Bon.
J'ai voulu écrire des trucs rigolos et un peu geeks comme "vieux con blasé no more", ou des trucs de fanboy enthousiaste comme "Putain. Mais. Quelle. Leçon", ou des pavés abscons plein de références imbitables, ça et plein d'autres choses, et y mettre tout ce que je pourrais de figures de styles, de jeux de langage, de formules prétentieuses mais là, contre toute attente, c'est la panne sèche.
Un quart d'heure à peine après le final cut de The Frame, le dernier film de Jamin Winans (Ink), je suis toujours sans mots, toujours en train d'essayer de digérer, intellectuellement comme émotionnellement, les deux heures qui viennent de passer sur un nuage.
J'attendais énormément de ce film. Autant, sinon beaucoup plus, que je n'en attendais d'Interstellar.
Quelque chose d'unique, de profond, de puissant, d'imprévisible. Quelque chose de nouveau, qui saurait m'embarquer, sans réserve, en dépit de mes bientôt 40 années au compteur. Qui ferait fi des sentiments de déjà-vu, et pas dans la demi-mesure. Qui me rappellerait par l'exemple ce que c'est que d'être créatif, ce que c'est que d'être scénariste, ce que c'est que de faire du cinéma.

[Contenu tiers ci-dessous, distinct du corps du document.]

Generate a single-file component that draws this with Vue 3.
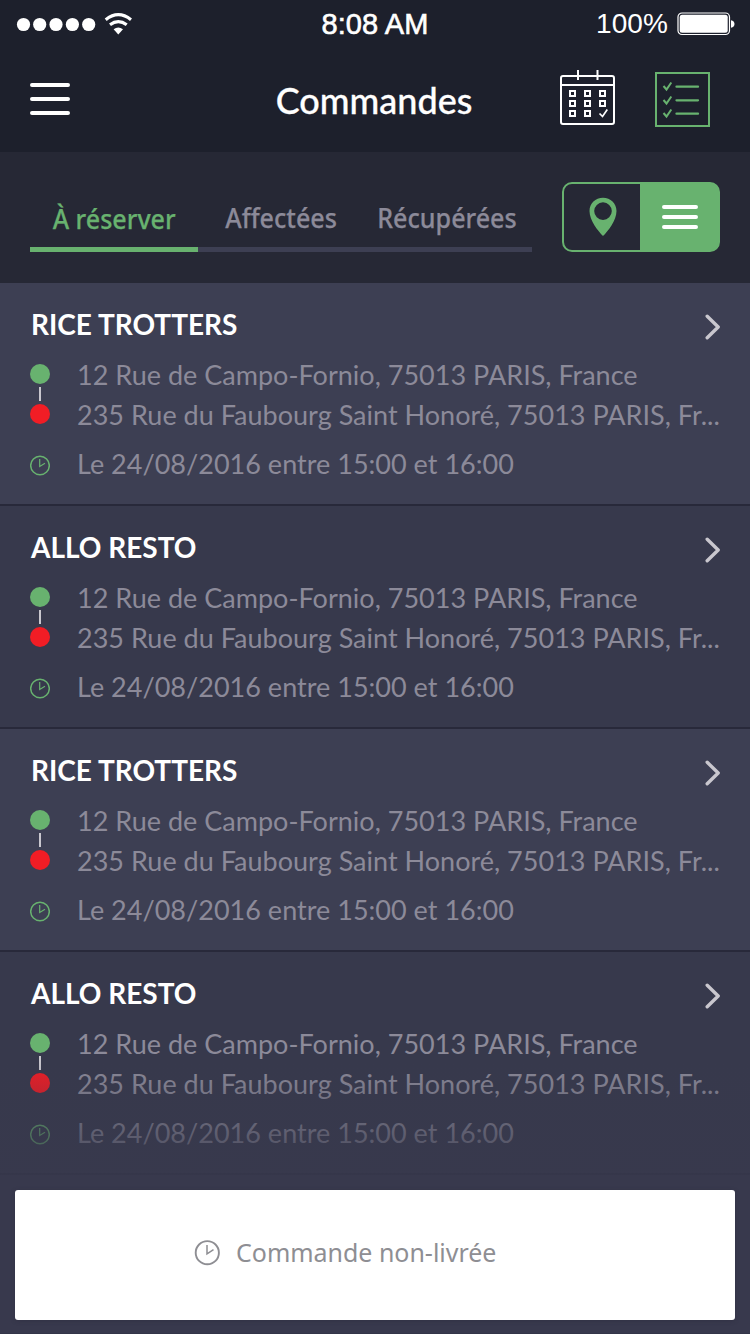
<script setup>
const places = {
  from: '12 Rue de Campo-Fornio, 75013 PARIS, France',
  to: '235 Rue du Faubourg Saint Honoré, 75013 PARIS, Fr...',
  when: 'Le 24/08/2016 entre 15:00 et 16:00'
}
const orders = [
  { id: 1, name: 'RICE TROTTERS', ...places },
  { id: 2, name: 'ALLO RESTO', ...places },
  { id: 3, name: 'RICE TROTTERS', ...places },
  { id: 4, name: 'ALLO RESTO', ...places }
]
</script>

<template>
  <div class="screen">
    <header class="top">
      <div class="status">
        <svg class="signal" width="120" height="28" viewBox="0 0 120 28">
          <g fill="#fff">
            <circle cx="7.500" cy="14.500" r="6.600" /><circle cx="23.700" cy="14.500" r="6.600" />
            <circle cx="40" cy="14.500" r="6.600" /><circle cx="56.400" cy="14.500" r="6.600" />
            <circle cx="72.700" cy="14.500" r="6.600" />
            <path d="M102.300 24.500L97.600 19.300Q102.300 15.600 107 19.300Z" />
          </g>
          <g fill="none" stroke="#fff" stroke-width="3.200">
            <path d="M89.700 9.700Q102.300 -0.300 115 9.700" />
            <path d="M94 14.800Q102.300 8.600 110.700 14.800" />
          </g>
        </svg>
        <span class="clock">8:08 AM</span>
        <div class="power">
          <span class="percent">100%</span>
          <svg width="59" height="24" viewBox="0 0 59 24">
            <rect x="1" y="1" width="51.500" height="21.500" rx="4" fill="none" stroke="#fff" stroke-width="1.200" />
            <rect x="2.700" y="2.700" width="48" height="18" rx="2.500" fill="#fff" />
            <path d="M54 8.200Q57.500 9 57.500 12T54 15.800Z" fill="#fff" />
          </svg>
        </div>
      </div>
      <div class="bar">
        <svg class="burger" width="40" height="32" viewBox="0 0 40 32">
          <path d="M2 2H38M2 16H38M2 30H38" stroke="#fff" stroke-width="4" stroke-linecap="round" />
        </svg>
        <h1>Commandes</h1>
        <div class="modes">
          <svg width="55" height="55" viewBox="0 0 55 55" fill="none" stroke="#fff" stroke-width="2">
            <rect x="1" y="6" width="53" height="48" rx="2" />
            <path d="M1 15H54M18 0V10M37.500 0V10" />
            <path d="M10 21h5v5h-5zM25 21h5v5h-5zM40 21h5v5h-5zM10 31h5v5h-5zM25 31h5v5h-5zM40 31h5v5h-5zM10 41h5v5h-5zM25 41h5v5h-5z" />
            <path d="M39.500 43.500L42.500 46.500L47.300 39.500" stroke-width="1.700" />
          </svg>
          <svg width="55" height="55" viewBox="0 0 55 55" fill="none" stroke="#68b26f" stroke-width="2">
            <rect x="1" y="1" width="53" height="53" />
            <path d="M21.500 14.700H43M21.500 28.300H43M21.500 41.700H43" stroke-width="2.300" stroke-linecap="round" />
            <path d="M8.500 14L11.500 17.500L16.300 10.500M8.500 28L11.500 31.500L16.300 24.500M8.500 41L11.500 44.500L16.300 37.500" stroke-width="2" />
          </svg>
        </div>
      </div>
    </header>

    <section class="filters">
      <nav class="tabs">
        <span class="tab active"><b>À réserver</b></span>
        <span class="tab"><b>Affectées</b></span>
        <span class="tab"><b>Récupérées</b></span>
      </nav>
      <div class="toggle">
        <div class="half">
          <svg width="28" height="40" viewBox="0 0 28 40">
            <path fill="#68b26f" fill-rule="evenodd" d="M14 0.700C6.400 0.700 0.500 6.500 0.500 14C0.500 23.500 9 34 14 39C19 34 27.500 23.500 27.500 14C27.500 6.500 21.600 0.700 14 0.700ZM14 5.300A8.800 8.800 0 1 1 14 22.900A8.800 8.800 0 1 1 14 5.300Z" />
          </svg>
        </div>
        <div class="half on">
          <svg width="36" height="24" viewBox="0 0 36 24">
            <path d="M2 2H34M2 12H34M2 22H34" stroke="#fff" stroke-width="4" stroke-linecap="round" />
          </svg>
        </div>
      </div>
    </section>

    <main class="list">
      <article v-for="order in orders" :key="order.id" class="order">
        <div class="head">
          <h2>{{ order.name }}</h2>
          <svg class="chevron" width="16" height="26" viewBox="0 0 16 26">
            <path d="M3.200 2.300L14.200 13L3.200 23.700" fill="none" stroke="#c9c7ce" stroke-width="3.400" stroke-linecap="round" stroke-linejoin="round" />
          </svg>
        </div>
        <div class="route">
          <svg width="20" height="60" viewBox="0 0 20 60">
            <circle cx="10" cy="10" r="10" fill="#68b26f" />
            <path d="M10 23V37" stroke="#c9c7ce" stroke-width="2" />
            <circle cx="10" cy="50" r="10" fill="#f11d25" />
          </svg>
          <div class="stops">
            <p class="from">{{ order.from }}</p>
            <p class="to">{{ order.to }}</p>
          </div>
        </div>
        <div class="time">
          <svg width="20" height="21" viewBox="0 0 20 21" fill="none" stroke="#68b26f">
            <circle cx="10" cy="10.500" r="9.300" stroke-width="1.500" />
            <path d="M9.700 4V11.500L15 8.300" stroke-width="1.200" />
          </svg>
          <p class="when">{{ order.when }}</p>
        </div>
      </article>
    </main>

    <footer class="overlay">
      <div class="fade"></div>
      <div class="dock">
        <button class="undelivered">
          <svg width="26" height="26" viewBox="0 0 26 26" fill="none" stroke="#8e8e93">
            <circle cx="13.300" cy="12.700" r="11.600" stroke-width="1.900" />
            <path d="M13 5V13.800L19.500 9.600" stroke-width="1.500" />
          </svg>
          <span>Commande non-livrée</span>
        </button>
      </div>
    </footer>
  </div>
</template>

<style>
body { background: #38394d; }
</style>

<style scoped>
.screen { position: relative; width: 750px; height: 1334px; overflow: hidden; background: #38394d; font-family: Lato, sans-serif; }
h1, h2, p { margin: 0; font-weight: 400; white-space: nowrap; }
svg { display: block; flex: none; }
.top { height: 152px; background: #1d202c; color: #fff; }
.status { display: grid; grid-template-columns: 250px 250px 250px; height: 48px; align-items: center; font-family: "Liberation Sans", Arial, sans-serif; }
.signal { margin-left: 16px; margin-top: -1px; }
.clock { text-align: center; font-size: 29px; line-height: 48px; -webkit-text-stroke: 0.6px #fff; letter-spacing: 0.1px; }
.power { display: flex; align-items: center; justify-content: flex-end; gap: 9px; padding-right: 14px; }
.percent { font-size: 28px; letter-spacing: 0.1px; }
.bar { display: grid; grid-template-columns: 245px 258px 1fr; height: 104px; }
.burger { margin: 35px 0 0 30px; }
h1 { text-align: center; font-size: 36px; font-weight: 500; line-height: 104px; -webkit-text-stroke: 0.3px #fff; }
.modes { display: flex; justify-content: flex-end; gap: 40px; padding: 24px 40px 0 0; }
.modes svg:first-child { margin-top: -2px; }
.filters { display: flex; justify-content: space-between; height: 131px; padding: 30px 30px 0; box-sizing: border-box; background: #262835; }
.tabs { display: grid; grid-template-columns: 168px 167px 167px; height: 70px; }
.tab { display: flex; justify-content: center; height: 70px; box-sizing: border-box; border-bottom: 5px solid #3d3f53; color: #8c8a99; font: 500 27px/71px "Noto Sans", sans-serif; }
.tab b { height: 65px; font-weight: 500; white-space: nowrap; transform: scaleX(0.93); -webkit-text-stroke: 0.25px currentColor; }
.tab:last-child { padding-right: 4px; }
.tab.active { color: #68b26f; border-color: #68b26f; line-height: 73px; }
.toggle { display: flex; width: 158px; height: 70px; box-sizing: border-box; border: 2px solid #68b26f; border-radius: 10px; overflow: hidden; background: linear-gradient(90deg, transparent 50%, #68b26f 50%) border-box; }
.half { display: flex; align-items: center; justify-content: center; width: 76px; }
.half svg { margin-left: 1px; }
.on { width: 78px; background: #68b26f; }
.on svg { margin: 0 0 0 2px; }
.order { height: 223px; box-sizing: border-box; padding: 0 30px; border-bottom: 2px solid #28293a; background: #3d3f53; }
.order:nth-child(even) { background: #37394c; }
.head { display: flex; justify-content: space-between; height: 81px; color: #fff; }
h2 { padding-left: 1px; font-size: 28px; font-weight: 700; line-height: 82px; }
.chevron { margin-top: 31px; }
.route, .time { display: flex; gap: 27px; color: #8c8a99; font-size: 27px; letter-spacing: 0.015px; }
.route { height: 70px; }
.route p { line-height: 40px; }
.stops { margin-top: -9px; }
.time { height: 60px; }
.time svg { margin-top: 21px; }
.when { line-height: 60px; }
.overlay { position: absolute; left: 0; right: 0; bottom: 0; height: 274px; }
.fade { height: 115px; background: linear-gradient(#38394d00, #38394dd9); }
.dock { height: 159px; padding: 15px 15px 0; box-sizing: border-box; border-bottom: 1px solid #333548; }
.undelivered { display: flex; align-items: center; gap: 16px; width: 720px; height: 130px; padding: 0 0 4px 179px; border: 0; border-radius: 3px; box-sizing: border-box; background: #fff; box-shadow: 0 1px 4px #28293a66; color: #8e8e93; font: 26px "Noto Sans", sans-serif; }
.undelivered span { transform: translateY(-1px) scaleX(0.96); transform-origin: left; }
</style>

J'avais mis la barre haut, par dépit autant que par volonté d'y croire. Sans grand espoir, mais avais-je seulement le choix ? Jamin Winans semblait le seul à pouvoir encore exaucer mes voeux.
Et puis voilà.
Paf.
Dans mes dents.
The Frame n'est pas seulement le plus grand film de 2014, ou de ces cinq dernières années. The Frame est un chef d'oeuvre. Un des films les plus remarquables, les plus bluffants, les plus immersifs qu'il m'ait été donné de voir - et pourtant, Dieu sait que j'ai pu en voir ! -, un film d'une ampleur, d'une ambition formelle impossible à décrire, à définir. Une expérience. Généreuse, humble, sincère et pourtant, supérieure en tous points à la plupart de celles que vous avez pu vivre, pour peu que vous y soyez sensibles.

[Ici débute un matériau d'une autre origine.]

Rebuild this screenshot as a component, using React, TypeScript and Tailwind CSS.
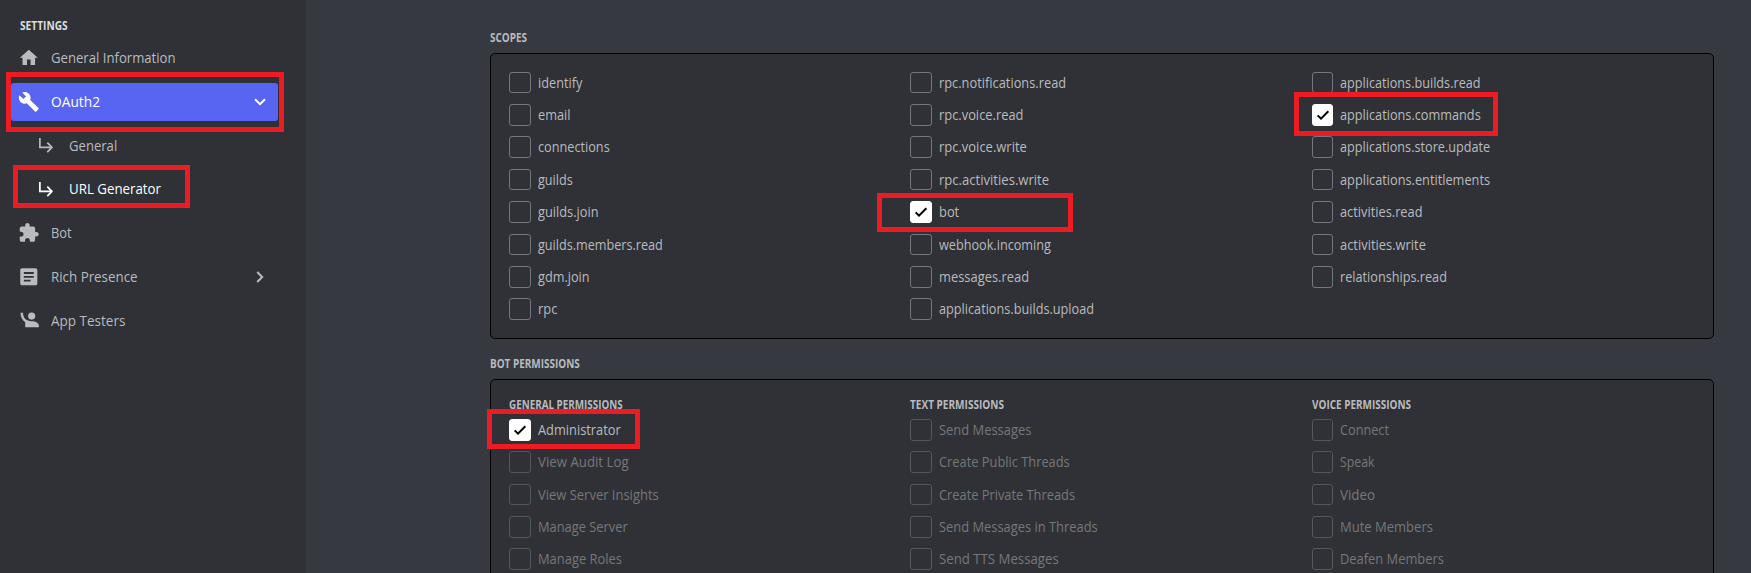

Ink était déjà un modèle, en dépit de son peu de moyens. The Frame remplace le coeur par la raison, le viscéral par l'intellect mais parvient, dans un autre registre, a réitérer le miracle.
Et s'offre même le luxe d'être plus réussi.
J'avais mis la barre aussi haut qu'il était humainement concevable de le faire. Jamin Winans m'a prouvé par l'exemple que je n'attendais pas encore assez.
Il m'a botté le cul avec un talent dingue.
Alors le cul de la concurrence, c'est vous dire s'il prend cher.